Chegados a esta encruzilhada doutrinal e dogmática, impende à consciência jurídica cujo fim último é a prossecução da justiça, não ser ético, nem moralmente aceitável, que ao invés de se perseguir a prossecução do princípio da celeridade processual, se pretenda em violação ao princípio da presunção da inocência, que o ónus da incapacidade organizativa do Estado, para a concretização desse desiderato quão fundamental, quanto directamente influenciador da paz e harmonia social, ao presumível agente criminal. Se efectivamente quisermos evoluir para os fins a que se destinam as medidas de coacção, nomeadamente a medida cautelar de privação de liberdade, a prisão preventiva, é ingente que mais do que partir para a perspectiva da construção de mais cadeias, como um certo sector auxiliar ao Titular do Poder Executivo defende, se enverede para a criação de condições para a prevenção do cometimento do crime, e no caso do seu cometimento, para a celeridade processual, enquanto garante da confiança no sistema e veículo para a concretização da paz e harmonia social.
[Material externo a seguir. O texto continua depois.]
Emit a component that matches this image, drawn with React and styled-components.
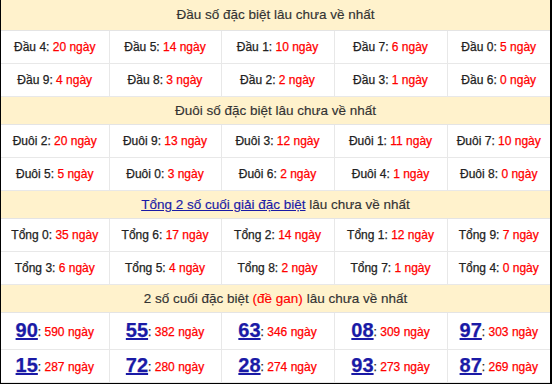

Por considerar que a proposta de Lei ora em discussão, não dá garantias dos pressupostos acima elencados, e, propiciar longevidade na tomada de decisões, penalizando sobremaneira aquele que até prova em contrário, goza do princípio da presunção de inocência, votei contra esta proposta de Lei e disponho­me a trabalhar com todas as forças vivas da Nação, na concretização de uma Lei de Prisão Preventiva racional, não atentatória aos direitos, garantias e liberdades fundamentais vertidos na CRA, por forma a garantir a celeridade processual e consequentemente, a paz e a harmonia social.